_To be done_
From the listing below, return each line that includes "table".
>> START Supplied information
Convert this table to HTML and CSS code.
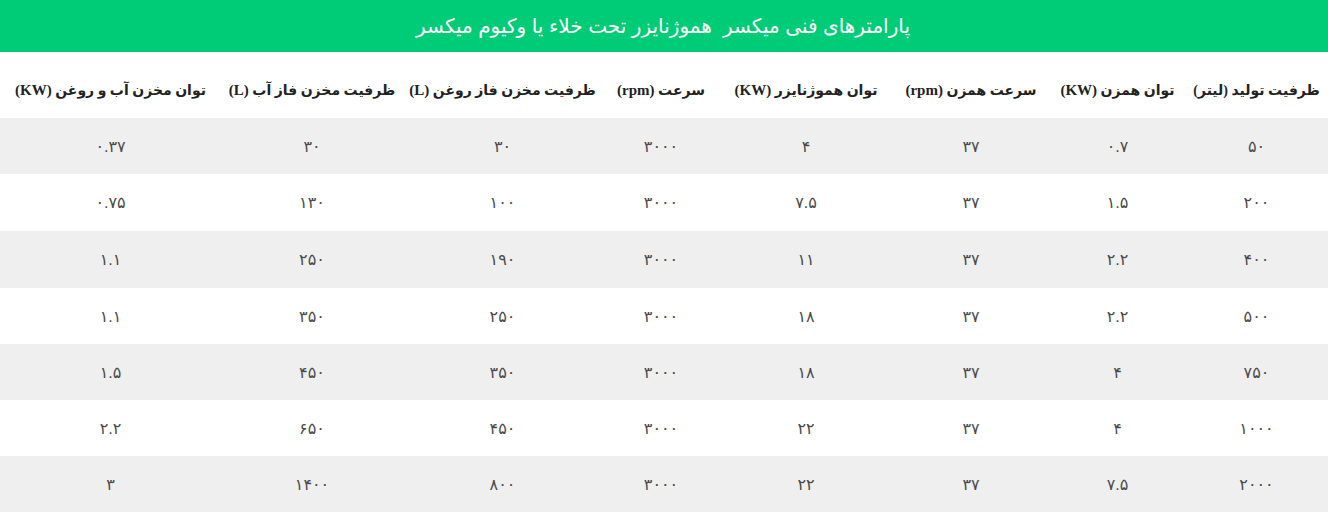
FILE: index.html
```html
<!DOCTYPE html>
<html lang="fa" dir="rtl">
<head>
<meta charset="utf-8">
<title>پارامترهای فنی</title>
<link rel="stylesheet" href="styles.css">
</head>
<body>
<div class="page">
  <div class="title">پارامترهای فنی میکسر  هموژنایزر تحت خلاء یا وکیوم میکسر</div>
  <table class="spec">
    <colgroup>
      <col class="c1"><col class="c2"><col class="c3"><col class="c4">
      <col class="c5"><col class="c6"><col class="c7"><col class="c8">
    </colgroup>
    <thead>
      <tr>
        <th>ظرفیت تولید (لیتر)</th>
        <th>توان همزن <span class="u">(KW)</span></th>
        <th>سرعت همزن <span class="u">(rpm)</span></th>
        <th>توان هموژنایزر <span class="u">(KW)</span></th>
        <th>سرعت <span class="u">(rpm)</span></th>
        <th>ظرفیت مخزن فاز روغن <span class="u">(L)</span></th>
        <th>ظرفیت مخزن فاز آب <span class="u">(L)</span></th>
        <th>توان مخزن آب و روغن <span class="u">(KW)</span></th>
      </tr>
    </thead>
    <tbody>
      <tr><td>۵۰</td><td>۰.۷</td><td>۳۷</td><td>۴</td><td>۳۰۰۰</td><td>۳۰</td><td>۳۰</td><td>۰.۳۷</td></tr>
      <tr><td>۲۰۰</td><td>۱.۵</td><td>۳۷</td><td>۷.۵</td><td>۳۰۰۰</td><td>۱۰۰</td><td>۱۳۰</td><td>۰.۷۵</td></tr>
      <tr><td>۴۰۰</td><td>۲.۲</td><td>۳۷</td><td>۱۱</td><td>۳۰۰۰</td><td>۱۹۰</td><td>۲۵۰</td><td>۱.۱</td></tr>
      <tr><td>۵۰۰</td><td>۲.۲</td><td>۳۷</td><td>۱۸</td><td>۳۰۰۰</td><td>۲۵۰</td><td>۳۵۰</td><td>۱.۱</td></tr>
      <tr><td>۷۵۰</td><td>۴</td><td>۳۷</td><td>۱۸</td><td>۳۰۰۰</td><td>۳۵۰</td><td>۴۵۰</td><td>۱.۵</td></tr>
      <tr><td>۱۰۰۰</td><td>۴</td><td>۳۷</td><td>۲۲</td><td>۳۰۰۰</td><td>۴۵۰</td><td>۶۵۰</td><td>۲.۲</td></tr>
      <tr><td>۲۰۰۰</td><td>۷.۵</td><td>۳۷</td><td>۲۲</td><td>۳۰۰۰</td><td>۸۰۰</td><td>۱۴۰۰</td><td>۳</td></tr>
    </tbody>
  </table>
</div>
</body>
</html>
```

FILE: styles.css
```css
html, body {
  margin: 0;
  padding: 0;
  background: #ffffff;
}

.page {
  width: 1328px;
  font-family: "Liberation Sans", "DejaVu Sans", sans-serif;
}

.title {
  background: #00cc77;
  color: #ffffff;
  height: 52px;
  display: flex;
  align-items: center;
  justify-content: center;
  font-size: 20px;
  white-space: pre;
  padding-right: 2px;
}

.spec {
  width: 1328px;
  border-collapse: collapse;
  table-layout: fixed;
}

.c1 { width: 143px; }
.c2 { width: 135px; }
.c3 { width: 158px; }
.c4 { width: 172px; }
.c5 { width: 118px; }
.c6 { width: 199px; }
.c7 { width: 182px; }
.c8 { width: 221px; }

.spec th {
  height: 66px;
  box-sizing: border-box;
  padding: 10px 2px 0;
  font-family: "Liberation Serif", "DejaVu Sans", serif;
  font-weight: bold;
  font-size: 14px;
  color: #222222;
  text-align: center;
  vertical-align: middle;
  white-space: nowrap;
}

.spec th .u {
  font-size: 15px;
}

.spec td {
  height: 56px;
  padding: 0;
  font-size: 16px;
  color: #4a4a4a;
  text-align: center;
  vertical-align: middle;
}

.spec tbody tr:nth-child(odd) {
  background: #efefef;
}

.spec tbody tr:nth-child(2) td { height: 57px; }
.spec tbody tr:nth-child(3) td { height: 57px; }
```
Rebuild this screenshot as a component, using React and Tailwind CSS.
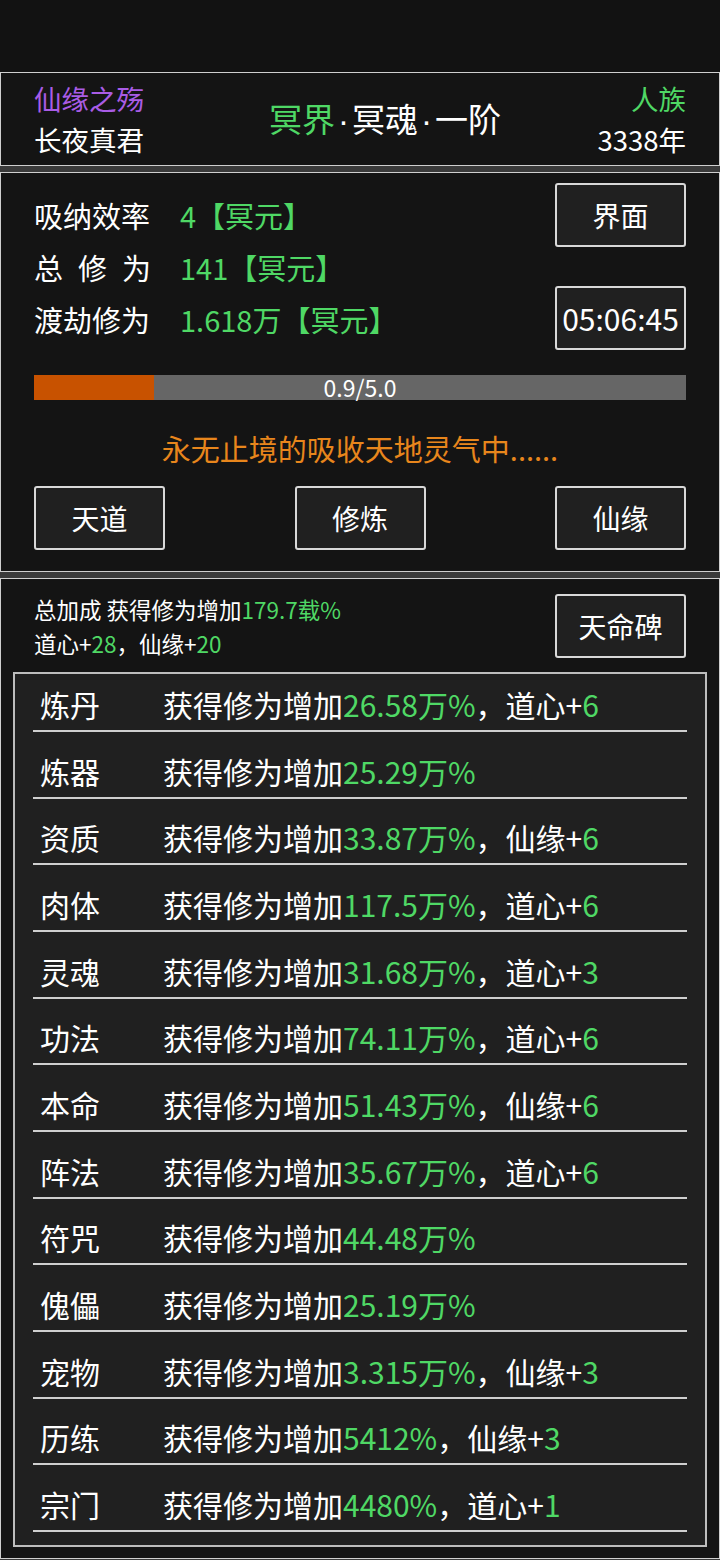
import React from "react";

const G = "text-[#4fd865]";

function Btn({ children, className = "" }) {
  return (
    <div
      className={`flex h-[64px] w-[131px] items-center justify-center rounded-[3px] border-2 border-[#d8d8d8] bg-[#202020] text-[28px] text-white ${className}`}
    >
      {children}
    </div>
  );
}

const rows = [
  ["炼丹", "26.58万%", "道心", "6"],
  ["炼器", "25.29万%"],
  ["资质", "33.87万%", "仙缘", "6"],
  ["肉体", "117.5万%", "道心", "6"],
  ["灵魂", "31.68万%", "道心", "3"],
  ["功法", "74.11万%", "道心", "6"],
  ["本命", "51.43万%", "仙缘", "6"],
  ["阵法", "35.67万%", "道心", "6"],
  ["符咒", "44.48万%"],
  ["傀儡", "25.19万%"],
  ["宠物", "3.315万%", "仙缘", "3"],
  ["历练", "5412%", "仙缘", "3"],
  ["宗门", "4480%", "道心", "1"],
];

const Dot = () => (
  <span className="px-[3px]" style={{ fontFamily: '"Liberation Sans", sans-serif' }}>
    ·
  </span>
);

export default function App() {
  return (
    <div
      className="w-[720px] min-h-[1560px] bg-[#3a3a3a] text-white"
      style={{ fontFamily: '"Noto Sans CJK SC", "Noto Sans", sans-serif' }}
    >
      <div className="h-[72px] bg-[#121212]" />

      {/* header panel */}
      <div className="flex h-[94px] items-center border border-[#cfcfcf] bg-[#141414] px-[33px]">
        <div className="w-[160px] text-[27.5px] leading-[41px]">
          <div className="text-[#a95ce6]">仙缘之殇</div>
          <div>长夜真君</div>
        </div>
        <div className="flex-1 pl-[50px] text-center text-[33px] leading-[44px]">
          <span className={G}>冥界</span>
          <Dot />
          冥魂
          <Dot />
          一阶
        </div>
        <div className="w-[160px] text-right text-[27.5px] leading-[41px]">
          <div className={G}>人族</div>
          <div>3338年</div>
        </div>
      </div>

      <div className="h-[6px]" />

      {/* status panel */}
      <div className="h-[400px] border border-[#cfcfcf] bg-[#141414]">
        <div className="flex justify-between pl-[33px] pr-[33px]">
          <div className="pt-[16px] text-[29px] leading-[52px]">
            <div className="flex">
              <span className="w-[146px]">吸纳效率</span>
              <span className={G}>4【冥元】</span>
            </div>
            <div className="flex">
              <span className="flex w-[117px] justify-between">
                <span>总</span>
                <span>修</span>
                <span>为</span>
              </span>
              <span className="w-[29px]" />
              <span className={G}>141【冥元】</span>
            </div>
            <div className="flex">
              <span className="w-[146px]">渡劫修为</span>
              <span className={G}>1.618万【冥元】</span>
            </div>
          </div>
          <div className="pt-[10px]">
            <Btn>界面</Btn>
            <Btn className="mt-[39px] text-[30px]">05:06:45</Btn>
          </div>
        </div>

        <div className="relative mx-[33px] mt-[25px] h-[25px] bg-[#666666]">
          <div className="h-full w-[18.4%] bg-[#c85200]" />
          <div className="absolute inset-0 flex items-center justify-center text-[23px] leading-none text-white">
            0.9/5.0
          </div>
        </div>

        <div className="mt-[28px] text-center text-[29px] leading-[40px] text-[#e8861c]">
          永无止境的吸收天地灵气中......
        </div>

        <div className="mt-[18px] flex justify-between px-[33px]">
          <Btn>天道</Btn>
          <Btn>修炼</Btn>
          <Btn>仙缘</Btn>
        </div>
      </div>

      <div className="h-[6px]" />

      {/* bonus panel */}
      <div className="h-[981px] border border-[#cfcfcf] bg-[#141414]">
        <div className="flex justify-between pl-[33px] pr-[33px]">
          <div className="pt-[13px] text-[22.5px] leading-[34px]">
            <div>
              总加成 获得修为增加<span className={G}>179.7载%</span>
            </div>
            <div>
              道心+<span className={G}>28</span>，仙缘+<span className={G}>20</span>
            </div>
          </div>
          <div className="pt-[15px]">
            <Btn>天命碑</Btn>
          </div>
        </div>

        <div className="ml-[12px] mt-[12px] w-[694px] border-2 border-[#bdbdbd] bg-[#202020] px-[18px] pb-[13px]">
          {rows.map(([label, val, k, v], i) => (
            <div
              key={label}
              className={`flex items-end border-b-2 border-[#cfcfcf] pb-[6px] pl-[7px] text-[30px] leading-[40px] ${
                i === 0 ? "h-[58px]" : "h-[66.67px]"
              }`}
            >
              <span className="w-[123px]">{label}</span>
              <span>
                获得修为增加<span className={G}>{val}</span>
                {k ? (
                  <>
                    ，{k}+<span className={G}>{v}</span>
                  </>
                ) : null}
              </span>
            </div>
          ))}
        </div>
      </div>
    </div>
  );
}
>> END Supplied information
_Complete answer_
Convert this table to HTML and CSS code.
  <table class="spec">
  </table>
  table-layout: fixed;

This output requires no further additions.